We hear a lot about "Web 2.0" these days, but it's hard to know exactly what internet wonks mean by that. The next evolution of the internet seems to be mainly about one thing: social networking. LiveJournal, MySpace, Facebook, Friendster, Flickr, Del.icio.us, Classmates.com, Squidoo, and countless independent blogs complement and fuel each other through innumerable links. It's amazing how quickly art, trends, phrases, and cultural memes of every kind spread across the internet through these connections.
Recently, though, the focus of these networks has shifted to the sharing of uncopyrighted video, a.ka. home movies. Nowadays everyone has a camcorder, or at the very least a high-quality videophone. And because of MySpace Video, Google Video, Vimeo, XTube, and the soon to arrive Viacom video archive — to say nothing of the behemoth YouTube — nothing is sacred these days.
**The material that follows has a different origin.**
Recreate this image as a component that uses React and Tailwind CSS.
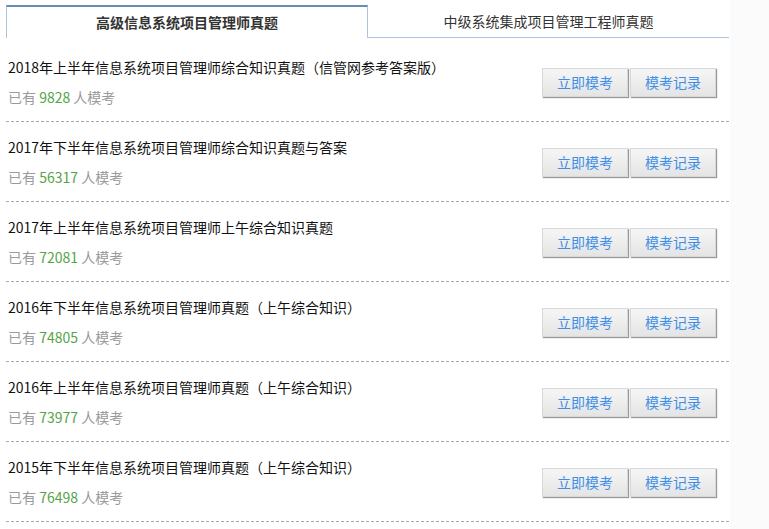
import React from "react";

const exams = [
    { title: "2018年上半年信息系统项目管理师综合知识真题（信管网参考答案版）", count: "9828" },
    { title: "2017年下半年信息系统项目管理师综合知识真题与答案", count: "56317" },
    { title: "2017年上半年信息系统项目管理师上午综合知识真题", count: "72081" },
    { title: "2016年下半年信息系统项目管理师真题（上午综合知识）", count: "74805" },
    { title: "2016年上半年信息系统项目管理师真题（上午综合知识）", count: "73977" },
    { title: "2015年下半年信息系统项目管理师真题（上午综合知识）", count: "76498" },
];

function ExamButton({ children }) {
    return (
        <button className="w-[86px] h-[29px] border border-[#d8d8d8] bg-gradient-to-b from-[#f6f6f6] to-[#e4e4e4] shadow-[1px_1px_1px_#9a9a9a] text-[14px] text-[#3f8fe8] leading-none">
            {children}
        </button>
    );
}

function ExamRow({ title, count }) {
    return (
        <div className="flex items-center border-b border-dashed border-[#a8a8a8] pt-[15px] pb-[14px]">
            <div className="flex-1 pl-[2px]">
                <div className="text-[14px] leading-[20px] text-[#111]">{title}</div>
                <div className="mt-[10px] text-[14px] leading-[20px] text-[#9a9a9a]">
                    已有 <span className="text-[#55a447]">{count}</span> 人模考
                </div>
            </div>
            <div className="flex gap-[2px] mr-[13px]">
                <ExamButton>立即模考</ExamButton>
                <ExamButton>模考记录</ExamButton>
            </div>
        </div>
    );
}

export default function App() {
    return (
        <div className="flex min-h-screen bg-white" style={{ fontFamily: '"Noto Sans CJK SC", "Noto Sans", sans-serif' }}>
            <div className="w-[730px] pl-[6px] pt-[5px] bg-white">
                <div className="w-[723px] flex h-[33px] mb-[4px]">
                    <div className="w-[362px] border-t-2 border-l border-r border-t-[#6a8cb3] border-l-[#aac4de] border-r-[#aac4de] flex items-center justify-center text-[14px] font-bold text-[#333]">
                        高级信息系统项目管理师真题
                    </div>
                    <div className="flex-1 border-b border-[#aac4de] flex items-center justify-center text-[14px] text-[#333]">
                        中级系统集成项目管理工程师真题
                    </div>
                </div>
                <div className="w-[723px]">
                    {exams.map((e) => (
                        <ExamRow key={e.count} title={e.title} count={e.count} />
                    ))}
                </div>
            </div>
            <div className="flex-1 bg-[#fbfbfb]" />
        </div>
    );
}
In fact, the biggest fault with YouTube is the unprecedented amount of sheer crap one has to sift through in order to find anything decent — or what I like to call "The Groin Whack." But once found, you can link video of said whack to your friends or post it as a MySpace comment, thus sorting through the crap as a team.
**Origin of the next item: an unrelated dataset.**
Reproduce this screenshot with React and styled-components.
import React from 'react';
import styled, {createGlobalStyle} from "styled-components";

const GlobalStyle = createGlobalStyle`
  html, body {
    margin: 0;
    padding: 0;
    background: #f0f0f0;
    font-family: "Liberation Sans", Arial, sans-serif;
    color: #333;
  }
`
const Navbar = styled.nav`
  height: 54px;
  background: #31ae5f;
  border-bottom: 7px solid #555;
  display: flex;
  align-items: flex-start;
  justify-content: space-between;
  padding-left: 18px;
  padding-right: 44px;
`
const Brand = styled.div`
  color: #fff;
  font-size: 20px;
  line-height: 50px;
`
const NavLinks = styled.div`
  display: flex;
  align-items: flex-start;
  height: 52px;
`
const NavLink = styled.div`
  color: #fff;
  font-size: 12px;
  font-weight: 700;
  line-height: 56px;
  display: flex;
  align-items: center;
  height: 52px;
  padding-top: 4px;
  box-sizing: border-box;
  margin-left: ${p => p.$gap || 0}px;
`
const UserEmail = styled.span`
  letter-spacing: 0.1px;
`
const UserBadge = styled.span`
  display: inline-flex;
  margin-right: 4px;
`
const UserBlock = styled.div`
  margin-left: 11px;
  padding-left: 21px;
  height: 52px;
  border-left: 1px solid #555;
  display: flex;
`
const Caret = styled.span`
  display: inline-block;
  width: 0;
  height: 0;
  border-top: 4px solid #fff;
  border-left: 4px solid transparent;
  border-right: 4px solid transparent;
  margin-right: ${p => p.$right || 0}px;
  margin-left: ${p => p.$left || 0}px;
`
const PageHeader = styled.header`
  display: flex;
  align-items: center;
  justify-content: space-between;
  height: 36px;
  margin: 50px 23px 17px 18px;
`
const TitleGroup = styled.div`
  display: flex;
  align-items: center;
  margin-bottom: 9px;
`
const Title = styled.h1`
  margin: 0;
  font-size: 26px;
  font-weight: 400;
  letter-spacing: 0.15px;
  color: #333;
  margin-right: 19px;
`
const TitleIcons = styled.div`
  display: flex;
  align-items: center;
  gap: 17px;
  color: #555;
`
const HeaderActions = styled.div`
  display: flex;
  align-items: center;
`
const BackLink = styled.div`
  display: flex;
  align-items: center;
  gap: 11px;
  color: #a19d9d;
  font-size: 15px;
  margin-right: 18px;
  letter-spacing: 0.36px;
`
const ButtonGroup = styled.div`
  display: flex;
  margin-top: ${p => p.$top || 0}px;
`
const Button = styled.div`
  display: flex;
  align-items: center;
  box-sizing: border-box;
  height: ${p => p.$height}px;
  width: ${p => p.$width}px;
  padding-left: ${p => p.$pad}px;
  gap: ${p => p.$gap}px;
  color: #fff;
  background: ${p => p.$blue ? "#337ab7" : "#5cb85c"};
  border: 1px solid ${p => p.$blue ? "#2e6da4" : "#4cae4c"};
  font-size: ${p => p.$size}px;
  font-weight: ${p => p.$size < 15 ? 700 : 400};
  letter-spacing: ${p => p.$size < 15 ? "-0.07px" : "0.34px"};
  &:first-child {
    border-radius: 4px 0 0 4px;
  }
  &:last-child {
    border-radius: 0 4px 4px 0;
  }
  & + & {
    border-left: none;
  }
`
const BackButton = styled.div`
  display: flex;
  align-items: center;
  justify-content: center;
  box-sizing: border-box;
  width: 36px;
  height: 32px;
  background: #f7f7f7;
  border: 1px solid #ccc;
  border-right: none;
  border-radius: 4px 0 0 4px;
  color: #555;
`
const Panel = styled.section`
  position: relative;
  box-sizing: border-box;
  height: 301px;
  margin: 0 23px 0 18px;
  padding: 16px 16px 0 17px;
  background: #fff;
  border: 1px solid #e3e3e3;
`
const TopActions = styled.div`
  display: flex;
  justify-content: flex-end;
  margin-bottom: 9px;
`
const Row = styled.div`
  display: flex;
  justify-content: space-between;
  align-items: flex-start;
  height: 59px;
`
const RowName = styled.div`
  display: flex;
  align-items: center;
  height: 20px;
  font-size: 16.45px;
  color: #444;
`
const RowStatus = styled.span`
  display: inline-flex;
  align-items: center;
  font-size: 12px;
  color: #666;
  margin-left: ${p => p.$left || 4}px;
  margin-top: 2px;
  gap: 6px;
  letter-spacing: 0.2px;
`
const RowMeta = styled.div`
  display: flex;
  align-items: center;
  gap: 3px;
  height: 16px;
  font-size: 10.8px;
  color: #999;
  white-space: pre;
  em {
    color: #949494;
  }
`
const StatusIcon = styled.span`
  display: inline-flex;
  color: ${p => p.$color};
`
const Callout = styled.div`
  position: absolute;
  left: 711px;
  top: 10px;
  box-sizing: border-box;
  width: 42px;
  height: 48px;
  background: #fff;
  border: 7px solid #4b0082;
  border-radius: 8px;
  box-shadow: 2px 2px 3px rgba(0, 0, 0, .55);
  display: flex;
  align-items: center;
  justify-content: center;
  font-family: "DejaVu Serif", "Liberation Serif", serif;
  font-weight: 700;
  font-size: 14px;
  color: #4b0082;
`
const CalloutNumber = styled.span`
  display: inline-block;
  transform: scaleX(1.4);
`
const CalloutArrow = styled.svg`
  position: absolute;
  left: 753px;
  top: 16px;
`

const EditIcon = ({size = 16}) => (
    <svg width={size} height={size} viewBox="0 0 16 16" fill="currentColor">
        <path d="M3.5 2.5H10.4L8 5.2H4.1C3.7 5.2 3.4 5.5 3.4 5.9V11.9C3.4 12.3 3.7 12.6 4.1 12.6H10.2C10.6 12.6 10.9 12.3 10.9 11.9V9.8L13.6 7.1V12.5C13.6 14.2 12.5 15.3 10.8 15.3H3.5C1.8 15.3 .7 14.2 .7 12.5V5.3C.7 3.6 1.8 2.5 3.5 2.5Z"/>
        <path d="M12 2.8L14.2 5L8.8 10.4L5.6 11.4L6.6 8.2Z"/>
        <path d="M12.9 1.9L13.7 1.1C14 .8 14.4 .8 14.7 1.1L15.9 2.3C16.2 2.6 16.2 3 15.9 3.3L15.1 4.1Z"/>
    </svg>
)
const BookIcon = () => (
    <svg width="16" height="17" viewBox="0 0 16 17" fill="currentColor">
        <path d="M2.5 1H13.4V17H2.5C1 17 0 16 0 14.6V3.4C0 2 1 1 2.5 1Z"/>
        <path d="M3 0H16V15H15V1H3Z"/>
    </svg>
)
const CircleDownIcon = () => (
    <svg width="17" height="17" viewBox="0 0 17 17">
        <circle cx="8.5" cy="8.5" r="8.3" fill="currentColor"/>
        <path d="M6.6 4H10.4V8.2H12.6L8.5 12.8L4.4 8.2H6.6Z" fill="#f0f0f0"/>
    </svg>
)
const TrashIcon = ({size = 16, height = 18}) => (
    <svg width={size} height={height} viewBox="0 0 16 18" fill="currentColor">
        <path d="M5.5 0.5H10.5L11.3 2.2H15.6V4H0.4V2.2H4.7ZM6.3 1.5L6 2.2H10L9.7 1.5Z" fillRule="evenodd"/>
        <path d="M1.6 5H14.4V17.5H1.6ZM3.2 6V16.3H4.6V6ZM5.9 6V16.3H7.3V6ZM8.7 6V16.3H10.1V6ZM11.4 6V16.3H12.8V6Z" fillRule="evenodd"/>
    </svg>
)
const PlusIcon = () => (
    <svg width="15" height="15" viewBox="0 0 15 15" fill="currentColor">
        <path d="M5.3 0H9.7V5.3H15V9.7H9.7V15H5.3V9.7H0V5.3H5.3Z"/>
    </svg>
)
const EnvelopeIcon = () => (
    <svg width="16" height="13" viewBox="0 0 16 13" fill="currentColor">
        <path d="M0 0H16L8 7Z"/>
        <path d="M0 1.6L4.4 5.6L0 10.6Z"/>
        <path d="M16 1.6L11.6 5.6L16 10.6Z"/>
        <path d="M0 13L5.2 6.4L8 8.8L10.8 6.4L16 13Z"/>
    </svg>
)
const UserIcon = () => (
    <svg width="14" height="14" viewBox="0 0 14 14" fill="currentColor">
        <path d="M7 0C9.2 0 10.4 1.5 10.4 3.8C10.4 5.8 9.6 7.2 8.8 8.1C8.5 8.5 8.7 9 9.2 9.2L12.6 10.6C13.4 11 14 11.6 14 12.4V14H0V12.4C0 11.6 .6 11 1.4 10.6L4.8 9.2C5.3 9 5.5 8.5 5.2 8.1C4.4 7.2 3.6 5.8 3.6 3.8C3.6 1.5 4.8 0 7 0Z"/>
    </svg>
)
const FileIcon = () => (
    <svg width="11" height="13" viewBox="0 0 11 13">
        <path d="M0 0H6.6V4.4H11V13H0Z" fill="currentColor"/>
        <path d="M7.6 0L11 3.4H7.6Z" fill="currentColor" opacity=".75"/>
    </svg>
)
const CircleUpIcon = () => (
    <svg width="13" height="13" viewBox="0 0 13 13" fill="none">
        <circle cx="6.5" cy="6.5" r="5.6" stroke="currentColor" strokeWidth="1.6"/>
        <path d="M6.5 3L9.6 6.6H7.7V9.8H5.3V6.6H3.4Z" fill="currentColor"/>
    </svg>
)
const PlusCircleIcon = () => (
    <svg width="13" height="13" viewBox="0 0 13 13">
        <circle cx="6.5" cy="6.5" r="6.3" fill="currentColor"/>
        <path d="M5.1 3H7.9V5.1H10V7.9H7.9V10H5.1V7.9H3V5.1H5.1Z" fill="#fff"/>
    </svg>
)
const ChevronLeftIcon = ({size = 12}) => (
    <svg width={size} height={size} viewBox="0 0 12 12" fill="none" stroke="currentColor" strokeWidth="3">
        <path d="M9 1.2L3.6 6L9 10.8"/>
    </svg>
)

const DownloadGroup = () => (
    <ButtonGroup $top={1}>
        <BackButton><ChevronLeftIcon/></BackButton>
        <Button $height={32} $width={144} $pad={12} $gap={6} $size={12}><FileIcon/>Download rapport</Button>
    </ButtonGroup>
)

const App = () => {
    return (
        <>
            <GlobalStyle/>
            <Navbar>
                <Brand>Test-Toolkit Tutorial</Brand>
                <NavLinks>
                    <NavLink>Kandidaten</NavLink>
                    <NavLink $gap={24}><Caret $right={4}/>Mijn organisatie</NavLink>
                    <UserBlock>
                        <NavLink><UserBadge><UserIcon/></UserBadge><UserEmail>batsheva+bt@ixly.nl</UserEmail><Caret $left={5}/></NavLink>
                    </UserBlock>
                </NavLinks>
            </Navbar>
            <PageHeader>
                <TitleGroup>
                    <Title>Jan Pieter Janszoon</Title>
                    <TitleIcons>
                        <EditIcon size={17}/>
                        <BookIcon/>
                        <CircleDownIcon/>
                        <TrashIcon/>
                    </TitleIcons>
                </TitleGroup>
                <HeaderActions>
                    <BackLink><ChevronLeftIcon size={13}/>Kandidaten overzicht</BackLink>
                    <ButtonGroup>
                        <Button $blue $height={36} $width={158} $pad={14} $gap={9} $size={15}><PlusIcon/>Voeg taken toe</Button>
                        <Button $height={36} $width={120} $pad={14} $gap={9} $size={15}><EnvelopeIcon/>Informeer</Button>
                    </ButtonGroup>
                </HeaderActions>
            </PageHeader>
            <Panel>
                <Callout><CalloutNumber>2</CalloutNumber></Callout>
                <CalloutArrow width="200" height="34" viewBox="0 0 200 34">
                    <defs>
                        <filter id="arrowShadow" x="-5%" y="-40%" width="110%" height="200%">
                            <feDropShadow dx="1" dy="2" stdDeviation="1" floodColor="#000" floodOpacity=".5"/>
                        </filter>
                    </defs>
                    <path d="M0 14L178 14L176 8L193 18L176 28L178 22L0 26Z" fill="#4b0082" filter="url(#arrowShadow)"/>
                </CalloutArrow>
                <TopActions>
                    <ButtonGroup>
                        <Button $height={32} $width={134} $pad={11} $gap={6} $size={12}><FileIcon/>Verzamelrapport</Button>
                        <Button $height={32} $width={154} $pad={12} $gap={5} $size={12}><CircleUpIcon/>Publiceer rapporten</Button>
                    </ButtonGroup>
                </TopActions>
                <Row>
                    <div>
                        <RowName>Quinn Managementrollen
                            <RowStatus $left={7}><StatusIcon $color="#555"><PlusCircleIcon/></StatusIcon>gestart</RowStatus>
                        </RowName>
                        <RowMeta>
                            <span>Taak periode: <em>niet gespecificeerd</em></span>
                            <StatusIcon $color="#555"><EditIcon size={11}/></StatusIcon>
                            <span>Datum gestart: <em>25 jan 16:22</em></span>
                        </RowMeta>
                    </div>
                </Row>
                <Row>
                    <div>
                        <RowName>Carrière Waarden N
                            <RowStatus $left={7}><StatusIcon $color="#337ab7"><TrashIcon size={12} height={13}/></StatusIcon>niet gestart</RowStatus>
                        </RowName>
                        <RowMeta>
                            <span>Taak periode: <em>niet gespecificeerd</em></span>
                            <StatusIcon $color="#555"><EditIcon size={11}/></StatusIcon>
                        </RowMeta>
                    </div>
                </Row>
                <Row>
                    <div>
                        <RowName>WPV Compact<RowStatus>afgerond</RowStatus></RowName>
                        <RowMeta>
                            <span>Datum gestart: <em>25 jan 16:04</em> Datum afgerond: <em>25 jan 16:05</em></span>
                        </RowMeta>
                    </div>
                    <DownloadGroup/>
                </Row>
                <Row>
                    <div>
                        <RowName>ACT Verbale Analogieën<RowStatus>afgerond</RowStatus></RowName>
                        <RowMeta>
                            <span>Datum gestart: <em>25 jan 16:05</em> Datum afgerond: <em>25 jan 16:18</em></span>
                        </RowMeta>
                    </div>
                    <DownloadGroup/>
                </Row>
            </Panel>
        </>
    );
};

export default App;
This all raises an interesting related question, though: What are YouTube and sites like it doing to the art of verbal storytelling?
When I say verbal storytelling I don't mean a bunch of people sitting around a campfire spouting off ghost stories. I just mean normal blue-collar talk. Personally, I love the acts of hearing and telling good stories. We all do. The best thing about storytelling is that it carries an intrinsic artistic license for both the teller and listener. Over time, stories evolve, becoming more dramatic or funnier or scarier through practice and reiteration. One deer becomes five deer. Fires become infernos. Women become supermodels.
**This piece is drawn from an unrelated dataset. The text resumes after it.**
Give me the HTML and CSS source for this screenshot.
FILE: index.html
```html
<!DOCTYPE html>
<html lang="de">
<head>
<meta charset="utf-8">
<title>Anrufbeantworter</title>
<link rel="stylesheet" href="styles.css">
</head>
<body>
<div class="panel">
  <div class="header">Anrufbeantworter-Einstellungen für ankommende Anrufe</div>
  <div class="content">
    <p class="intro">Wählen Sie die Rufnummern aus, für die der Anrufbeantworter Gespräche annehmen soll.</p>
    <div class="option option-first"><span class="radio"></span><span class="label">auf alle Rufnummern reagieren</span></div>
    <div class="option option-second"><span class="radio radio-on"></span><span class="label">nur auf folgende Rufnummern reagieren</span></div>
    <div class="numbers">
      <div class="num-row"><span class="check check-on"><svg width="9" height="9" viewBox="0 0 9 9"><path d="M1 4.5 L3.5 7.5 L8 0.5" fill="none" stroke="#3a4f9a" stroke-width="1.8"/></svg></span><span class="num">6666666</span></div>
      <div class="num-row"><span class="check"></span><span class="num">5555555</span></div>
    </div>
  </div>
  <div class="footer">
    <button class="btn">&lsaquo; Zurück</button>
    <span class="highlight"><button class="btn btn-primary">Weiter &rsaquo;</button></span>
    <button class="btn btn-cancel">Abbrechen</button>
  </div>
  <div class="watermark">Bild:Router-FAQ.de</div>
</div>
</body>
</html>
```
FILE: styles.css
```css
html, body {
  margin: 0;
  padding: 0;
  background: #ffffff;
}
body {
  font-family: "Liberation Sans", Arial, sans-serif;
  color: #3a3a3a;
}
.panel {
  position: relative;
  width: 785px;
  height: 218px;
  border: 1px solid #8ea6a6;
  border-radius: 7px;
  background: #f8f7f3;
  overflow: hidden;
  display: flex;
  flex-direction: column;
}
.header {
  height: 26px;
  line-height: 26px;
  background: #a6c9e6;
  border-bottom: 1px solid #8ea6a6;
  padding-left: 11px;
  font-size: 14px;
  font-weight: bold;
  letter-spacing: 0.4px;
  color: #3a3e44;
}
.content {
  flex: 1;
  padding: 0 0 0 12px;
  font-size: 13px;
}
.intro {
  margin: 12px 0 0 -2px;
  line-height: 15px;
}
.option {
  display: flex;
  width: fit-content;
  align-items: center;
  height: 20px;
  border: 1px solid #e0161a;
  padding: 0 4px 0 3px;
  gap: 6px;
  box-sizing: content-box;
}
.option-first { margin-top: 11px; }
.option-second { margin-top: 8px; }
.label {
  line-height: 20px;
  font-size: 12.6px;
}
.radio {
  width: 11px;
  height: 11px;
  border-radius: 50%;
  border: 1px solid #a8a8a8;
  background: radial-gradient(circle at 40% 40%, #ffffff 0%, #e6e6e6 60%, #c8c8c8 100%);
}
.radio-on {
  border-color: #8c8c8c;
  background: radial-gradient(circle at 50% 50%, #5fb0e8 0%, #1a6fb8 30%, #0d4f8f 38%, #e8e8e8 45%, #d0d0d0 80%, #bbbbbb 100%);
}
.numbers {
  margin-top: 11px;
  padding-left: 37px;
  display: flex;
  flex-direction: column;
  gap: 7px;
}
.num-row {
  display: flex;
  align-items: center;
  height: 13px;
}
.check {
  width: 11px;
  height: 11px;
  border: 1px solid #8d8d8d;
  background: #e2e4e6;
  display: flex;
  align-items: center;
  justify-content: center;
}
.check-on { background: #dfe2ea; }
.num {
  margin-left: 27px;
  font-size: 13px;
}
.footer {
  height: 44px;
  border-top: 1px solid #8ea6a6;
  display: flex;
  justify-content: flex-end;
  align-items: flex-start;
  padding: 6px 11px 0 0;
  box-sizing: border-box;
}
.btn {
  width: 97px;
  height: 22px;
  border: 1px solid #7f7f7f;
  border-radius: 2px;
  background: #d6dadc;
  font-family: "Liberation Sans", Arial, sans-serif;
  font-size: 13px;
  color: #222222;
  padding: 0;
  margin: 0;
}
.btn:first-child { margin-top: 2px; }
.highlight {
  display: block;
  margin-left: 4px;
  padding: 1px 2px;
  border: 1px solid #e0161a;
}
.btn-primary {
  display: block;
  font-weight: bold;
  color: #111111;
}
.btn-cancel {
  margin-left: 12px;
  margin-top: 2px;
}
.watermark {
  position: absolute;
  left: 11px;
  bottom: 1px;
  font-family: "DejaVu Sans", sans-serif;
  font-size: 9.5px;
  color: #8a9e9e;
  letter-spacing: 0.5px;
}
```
Yet no matter how hilarious the YouTube video of a lady getting thwacked in the face with a rake may be, it's always the same lady, same rake, and same thwack. The home movie will never change, the perspective will never shift. But when you hear about the time your friends got drunk and stole an entire soda vending machine — not for the money but for the sodas — only to realize after the fact it wouldn't work in the back of a pickup truck since there were no power outlets, you always laugh.
In your mind you imagine the best camera angles, the perfect timing, and the greatest facial expressions. YouTube (and video sites in general), however, offer only a single version of reality. And because that one, spoon-fed reality will never change, we naturally become desensitized after enough viewings. You've heard the phrase "it's not as good as the book"? This is why.
Don't get me wrong. I'm not anti-video-sharing. In fact, I've seen some pretty fantastical, nonpornographic videos on YouTube that anyone would be hard-pressed to verbalize. And YouTube and similar sites can be a great place for up-and-coming filmmakers to get their start or for underground bands to network new videos (OK Go, anyone?).
But for shock-seekers browsing the endless stream of grainy video for agonizing, yet hilarious clips of human misery, stand advised: Don't watch any clip too many times. Because "The Groin Whack" is only funny ... until it's not.